Heterogeneous Data Game: Characterizing the Model Competition Across Multiple Data Sources
Renzhe Xu, Kang Wang, Bo Li
TL;DR
The paper introduces the Heterogeneous Data Game (HD-Game), a game-theoretic framework for analyzing competition among multiple ML model providers across heterogeneous data sources. It defines a Mahalanobis-distance-based loss and two data-source choice models (Proximity and Probability with temperature $t$) to study Pure Nash Equilibria under monopoly, duopoly, and multi-provider settings. The authors derive conditions for the existence of homogeneous and heterogeneous PNE, showing that heterogeneity is common under proximity when dominant data sources exist, while temperature in the probability model can toggle between homogeneous and heterogeneous equilibria and even allow coexistence.
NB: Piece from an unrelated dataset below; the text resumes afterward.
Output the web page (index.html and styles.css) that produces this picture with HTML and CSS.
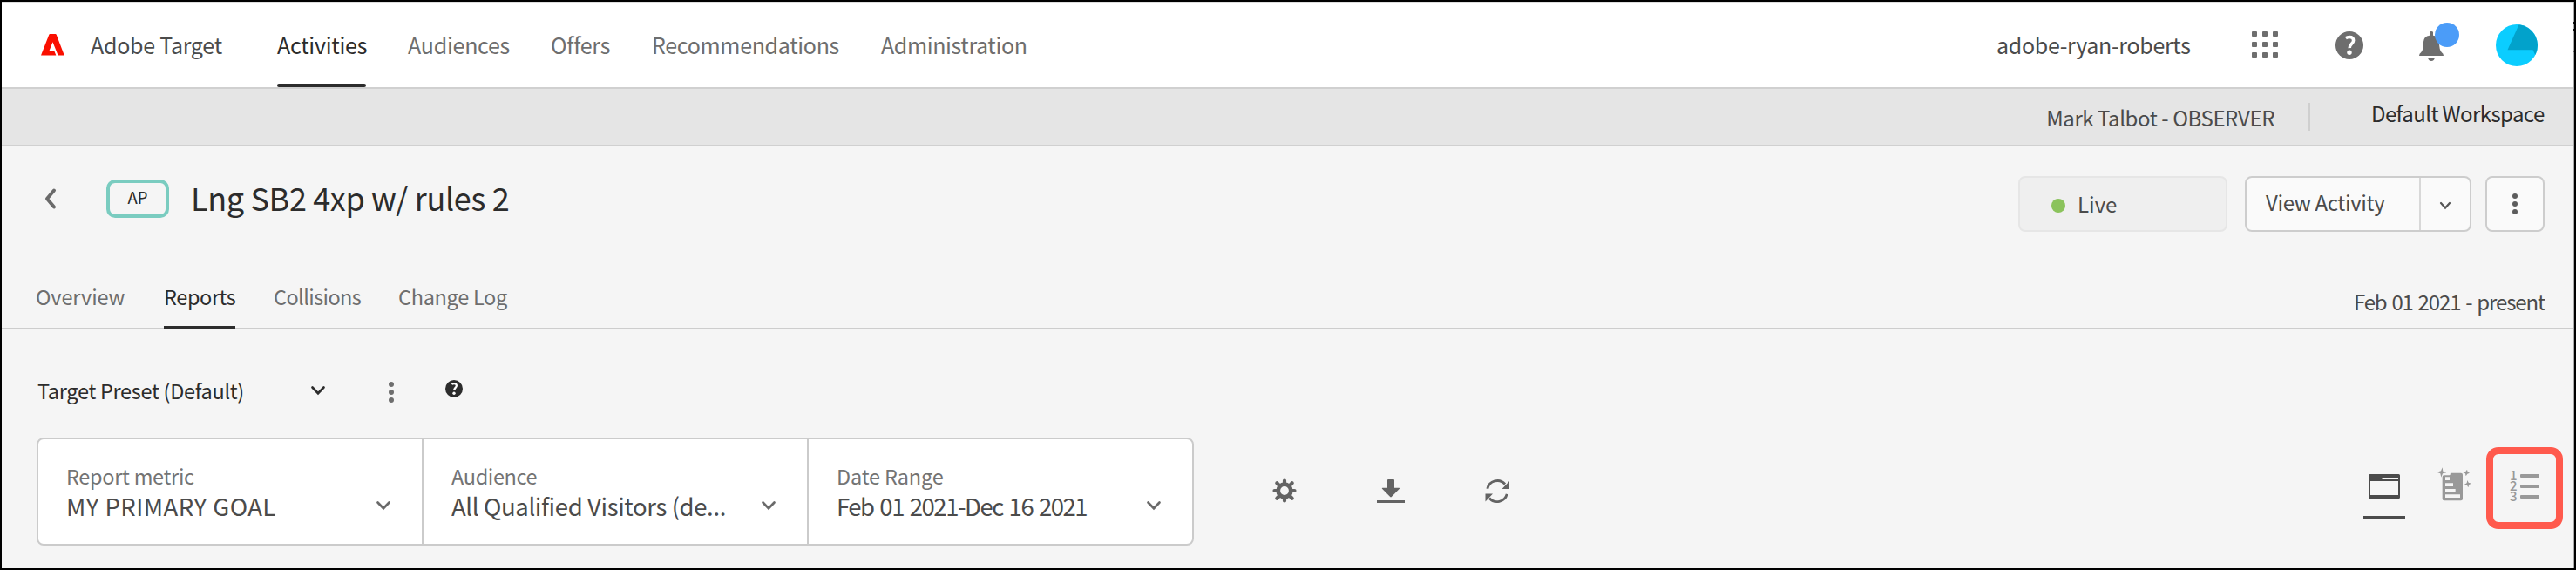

Synthetic experiments elucidate how data-heterogeneity magnitude and $t$ influence equilibrium structure, providing insights for policy design aimed at fostering diverse, fair model offerings in competitive ML marketplaces. Overall, the HD-Game framework links distribution shifts, market structure, and strategic model deployment to offer principled guidance for regulators and practitioners.
Abstract
Data heterogeneity across multiple sources is common in real-world machine learning (ML) settings. Although many methods focus on enabling a single model to handle diverse data, real-world markets often comprise multiple competing ML providers. In this paper, we propose a game-theoretic framework -- the Heterogeneous Data Game -- to analyze how such providers compete across heterogeneous data sources. We investigate the resulting pure Nash equilibria (PNE), showing that they can be non-existent, homogeneous (all providers converge on the same model), or heterogeneous (providers specialize in distinct data sources). Our analysis spans monopolistic, duopolistic, and more general markets, illustrating how factors such as the "temperature" of data-source choice models and the dominance of certain data sources shape equilibrium outcomes. We offer theoretical insights into both homogeneous and heterogeneous PNEs, guiding regulatory policies and practical strategies for competitive ML marketplaces.